Neaubeard is a student of history. Being in his formative years, he has had a hell of a time trying to determine whether he wanted to be a conservative, a liberal, a progressive, a communist or an anarchist. All of this was before he discovered piracy. A buccaneer on the high seas. Yes that is the path that Neaubeard has chosen. When I asked him if he was at least a little concerned about the dangers of his chosen profession, he just gave me a knowing smile. The smile that an adult gets from a teenager who is obviously wiser than a tottering old man such as myself. When I reminded him that he would be plundering vessels in American waters and that the news these days is about little else but the propensity of these same Americans to own automatic weapons, he seemed to start rethinking his direction.
I then told him about the misfortunes of a pirate I had met in the Bahamas. I was tending bar on Ship Channel Cay when this fellow limped in. He had a wooden leg, a hook for his right hand and a patch over his left eye.
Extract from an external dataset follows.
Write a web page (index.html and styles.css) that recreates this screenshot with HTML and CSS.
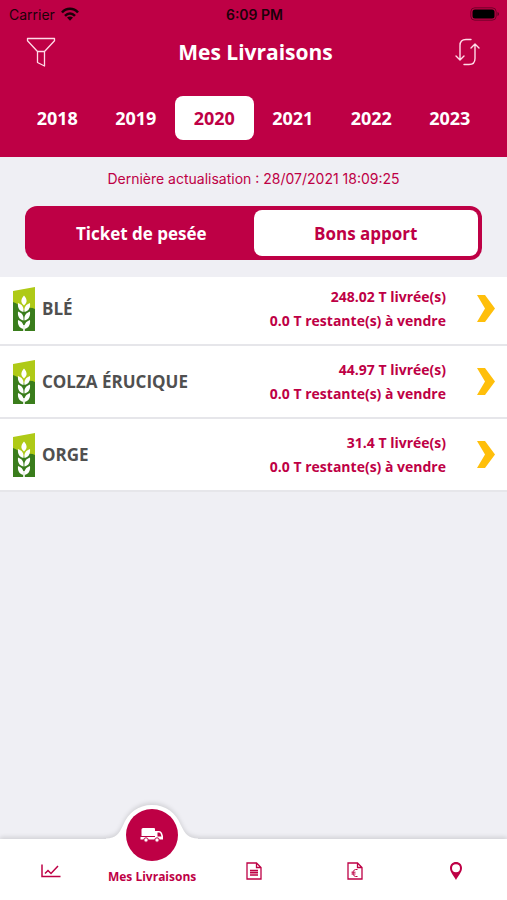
FILE: index.html
```html
<!DOCTYPE html>
<html lang="fr">
<head>
<meta charset="utf-8">
<meta name="viewport" content="width=device-width, initial-scale=1">
<title>Mes Livraisons</title>
<link rel="stylesheet" href="styles.css">
</head>
<body>
<svg class="defs" aria-hidden="true">
  <symbol id="wheat" viewBox="0 0 22 44">
    <path fill="#afca17" d="M0 4 22 0v44H0z"/>
    <path fill="#3a7d1c" d="M0 15c4 1 8 4 11 9 3-4 7-4 11-2v22H0z"/>
    <g fill="#fff">
      <path d="M11 8.500c3.500 4 3.500 7 0 10-3.500-3-3.500-6 0-10zM10.500 25C6 24 4.500 20.500 5 16c4.500 1.500 6 4.500 5.500 9zM11.500 25c4.500-1 6-4.500 5.500-9-4.500 1.500-6 4.500-5.500 9zM10.500 33.500C6 32.500 4.500 29 5 24.500c4.500 1.500 6 4.500 5.500 9zM11.500 33.500c4.500-1 6-4.500 5.500-9-4.500 1.500-6 4.500-5.500 9zM10.500 42C6 41 4.500 37.500 5 33c4.500 1.500 6 4.500 5.500 9zM11.500 42c4.500-1 6-4.500 5.500-9-4.500 1.500-6 4.500-5.500 9z"/>
      <path d="M10.200 38h1.600v6h-1.600z"/>
    </g>
  </symbol>
  <symbol id="chevron" viewBox="0 0 18 27"><path fill="#ffbf0b" d="M0 0h8l10 13.500L8 27H0l8-13.500z"/></symbol>
</svg>
<div class="app">
  <header class="header">
    <div class="status">
      <span class="carrier">Carrier
        <svg width="18" height="14" viewBox="0 0 18 14"><g fill="none" stroke="currentColor" stroke-width="2.600"><path d="M1 5.500C5.500.500 12.500.500 17 5.500M4 8.800c3-3 7-3 10 0"/></g><path fill="currentColor" d="M6 10.500c2-1.500 4-1.500 6 0l-3 3.200z"/></svg>
      </span>
      <span class="time">6:09 PM</span>
      <svg class="battery" width="30" height="14" viewBox="0 0 30 14"><rect x=".8" y=".8" width="25.400" height="12.400" rx="4" fill="none" stroke="#000" stroke-opacity=".4"/><rect x="2.500" y="2.500" width="22" height="9" rx="2.500"/><path d="M27.500 5c2 .8 2 3.200 0 4z" opacity=".5"/></svg>
    </div>
    <div class="titlebar">
      <button class="icon-button" type="button" aria-label="Filtrer">
        <svg width="30" height="30" viewBox="0 0 30 30" fill="none" stroke="currentColor" stroke-width="1.300" stroke-linejoin="round"><path d="M1.500 1.500h27v2.300L18.500 14.500v14.500l-7-3.500v-11L1.500 3.800zM11.500 14.500h7"/></svg>
      </button>
      <h1>Mes Livraisons</h1>
      <button class="icon-button" type="button" aria-label="Actualiser">
        <svg width="26" height="28" viewBox="0 0 26 28" fill="none" stroke="currentColor" stroke-width="1.400" stroke-linecap="round" stroke-linejoin="round"><path d="M16 1.500h-5q-6 0-6 6v14M1 18l4 4 4-4M9 26.500h5q6 0 6-6V6.500M16 10l4-4 4 4"/></svg>
      </button>
    </div>
    <nav class="years" aria-label="Année">
      <button type="button">2018</button>
      <button type="button">2019</button>
      <button type="button" class="selected" aria-pressed="true">2020</button>
      <button type="button">2021</button>
      <button type="button">2022</button>
      <button type="button">2023</button>
    </nav>
  </header>

  <main>
    <p class="updated">Dernière actualisation : 28/07/2021 18:09:25</p>
    <div class="segments">
      <button type="button">Ticket de pesée</button>
      <button type="button" class="selected" aria-pressed="true">Bons apport</button>
    </div>
    <ul class="crops">
      <li><a href="#ble">
        <svg width="22" height="44"><use href="#wheat"/></svg>
        <span class="name">BLÉ</span>
        <span class="amounts"><span>248.02 T livrée(s)</span><span>0.0 T restante(s) à vendre</span></span>
        <svg width="18" height="27"><use href="#chevron"/></svg>
      </a></li>
      <li><a href="#colza">
        <svg width="22" height="44"><use href="#wheat"/></svg>
        <span class="name">COLZA ÉRUCIQUE</span>
        <span class="amounts"><span>44.97 T livrée(s)</span><span>0.0 T restante(s) à vendre</span></span>
        <svg width="18" height="27"><use href="#chevron"/></svg>
      </a></li>
      <li><a href="#orge">
        <svg width="22" height="44"><use href="#wheat"/></svg>
        <span class="name">ORGE</span>
        <span class="amounts"><span>31.4 T livrée(s)</span><span>0.0 T restante(s) à vendre</span></span>
        <svg width="18" height="27"><use href="#chevron"/></svg>
      </a></li>
    </ul>
  </main>

  <nav class="tabs" aria-label="Navigation">
    <a href="#cours" aria-label="Cours">
      <svg width="20" height="16" viewBox="0 0 20 16" fill="none" stroke="currentColor" stroke-width="1.500"><path d="M1 1.500v12h18.500M4 10.500l3-3 3 3 7-7.500"/></svg>
    </a>
    <a href="#livraisons" class="active" aria-current="page">
      <svg class="bump" width="92" height="36" viewBox="0 0 92 36"><path fill="#fff" d="M0 36v-1.500c10 0 13-5 17-13C22 9 32 1 46 1s24 8 29 20.500c4 8 7 13 17 13V36z"/></svg>
      <span class="disc">
        <svg width="24" height="16" viewBox="0 0 24 16"><path fill="#fff" d="M3 1h11q1 0 1 1v7H1.500V2.500Q1.500 1 3 1zM.500 10H15V4h4q2 0 3 2l1 3v3.500H.500z"/><path fill="#be0045" d="M17.500 5.500H19q1 0 1.500 1l1 3h-4zM1 9.300h13.500v.8H1z"/><g fill="#fff" stroke="#be0045"><circle cx="6" cy="13" r="2.200"/><circle cx="17" cy="13" r="2.200"/></g></svg>
      </span>
      <span class="label">Mes Livraisons</span>
    </a>
    <a href="#documents" aria-label="Documents">
      <svg width="16" height="18" viewBox="0 0 16 18" fill="none" stroke="currentColor" stroke-width="1.300"><path d="M1 1h9.500L15 5.500V17H1zM10.500 1v4.500H15"/><path d="M4 8.500h8M4 10.700h8M4 13h8" stroke-width="1.700"/></svg>
    </a>
    <a href="#factures" aria-label="Factures">
      <svg width="16" height="18" viewBox="0 0 16 18" fill="none" stroke="currentColor" stroke-width="1.300"><path d="M1 1h9.500L15 5.500V17H1zM10.500 1v4.500H15"/><path d="M10.500 7.500C7.500 7 6 8.500 6 11s1.500 4 4.500 3.500M4.500 10.200h4M4.500 12h4" stroke-width="1"/></svg>
    </a>
    <a href="#carte" aria-label="Carte">
      <svg width="14" height="18" viewBox="0 0 14 18"><path fill="currentColor" fill-rule="evenodd" d="M7 0c3.500 0 6 2.600 6 6 0 4-3.500 7.500-6 12C4.500 13.500 1 10 1 6c0-3.400 2.500-6 6-6zm0 2.200A4 4 0 1 0 7 10.200 4 4 0 0 0 7 2.200z"/></svg>
    </a>
  </nav>
</div>
</body>
</html>
```
FILE: styles.css
```css
:root {
  --brand: #be0045;
  --paper: #efeff4;
  --line: #e6e6ea;
}
* { box-sizing: border-box; }
body {
  margin: 0;
  background: var(--paper);
  color: var(--brand);
  font-family: "Open Sans", "Noto Sans", sans-serif;
}
button {
  border: 0;
  padding: 0;
  background: none;
  color: inherit;
  font: inherit;
  cursor: pointer;
}
a { color: inherit; text-decoration: none; }
svg { display: block; flex: none; }
.defs { position: absolute; width: 0; height: 0; }
.app { min-height: 100vh; display: flex; flex-direction: column; }

.header { background: var(--brand); color: #fff; padding-bottom: 17px; }
.status {
  display: grid;
  grid-template-columns: 1fr auto 1fr;
  align-items: center;
  height: 28px;
  padding: 0 7px 0 9px;
  color: #1c0009;
  font: 14px Inter, sans-serif;
}
.carrier { display: flex; align-items: center; gap: 6px; }
.time { font-weight: 600; }
.battery { justify-self: end; }
.titlebar {
  display: flex;
  align-items: center;
  justify-content: space-between;
  height: 48px;
  padding: 0 26px;
}
.icon-button { display: flex; color: #ffdbe8; }
h1 { margin: 0; font-size: 21px; font-weight: 700; line-height: 28px; }
.years { display: flex; margin-top: 20px; padding: 0 18px; }
.years button {
  flex: 1;
  height: 44px;
  border-radius: 8px;
  font-size: 18px;
  font-weight: 700;
}
.years .selected { background: #fff; color: var(--brand); }

main { flex: 1; }
.updated {
  margin: 0;
  padding: 12px 0 17px;
  text-align: center;
  font: 14px/20px Inter, sans-serif;
}
.segments {
  display: flex;
  margin: 0 25px 17px;
  padding: 4px;
  border-radius: 12px;
  background: var(--brand);
  color: #fff;
}
.segments button {
  flex: 1;
  height: 46px;
  border-radius: 8px;
  font-size: 17px;
  font-weight: 700;
}
.segments .selected { background: #fff; color: var(--brand); }

.crops { margin: 0; padding: 0; list-style: none; overflow: hidden; }
.crops li { background: #fff; border-bottom: 2px solid var(--line); }
.crops li:first-child { margin-top: -4px; }
.crops a {
  display: flex;
  align-items: center;
  height: 71px;
  padding: 0 12px 0 13px;
}
.name { flex: 1; margin-left: 7px; color: #505050; font-size: 17px; font-weight: 700; }
.amounts {
  display: flex;
  flex-direction: column;
  margin-right: 31px;
  text-align: right;
  font-size: 14px;
  font-weight: 700;
  line-height: 24px;
}

.tabs {
  position: sticky;
  bottom: 0;
  display: flex;
  height: 61px;
  background: #fff;
  filter: drop-shadow(0 -2px 2px rgba(0, 0, 0, .12));
}
.tabs a {
  position: relative;
  flex: 1;
  display: flex;
  align-items: center;
  justify-content: center;
  padding-top: 3px;
}
.tabs .active { flex-direction: column; justify-content: flex-end; padding: 0 0 14px; }
.bump { position: absolute; bottom: 60px; left: 50%; margin-left: -46px; }
.disc {
  position: absolute;
  bottom: 39px;
  left: 50%;
  margin-left: -26px;
  display: flex;
  align-items: center;
  justify-content: center;
  width: 52px;
  height: 52px;
  border-radius: 50%;
  background: var(--brand);
}
.label { font-size: 12px; font-weight: 700; line-height: 18px; white-space: nowrap; }
```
I served his rum and then asked him how he had run into such bad luck.
He said, “Years ago I landed to this very same Cay and was out in the bush when a big boar pig attacked me and chewed off me leg.”
“That’s too bad. What about the hand?”
He stated ,“I was trying to capture a ship down near Norman Cay and when I swung across to the enemy deck the captain of the ship cut me hand off with his cutlass.”
“So what happened to your eye?”
“Oh, a seagull pooped in it.”
I said, “But that would not make you lose your eye.”
“Eh matey, but it happened the first day I had me hook.”
Who knows if Capt’n Neaubeard will ever plunder a ship or storm the bastions along the shoreline, but until I sail out of here, I will continue to vicariously enjoy the life of one of the coolest pirates I have ever met.
Nice story with a cute ending. See ya on the flip side.
That’s what happens when your neighbors are hilarious storytellers! (It makes for entertaining evenings around the proverbial campfire. Obviously, we can’t have a real campfire on the boat. We don’t have insurance yet.) Thanks, Michael!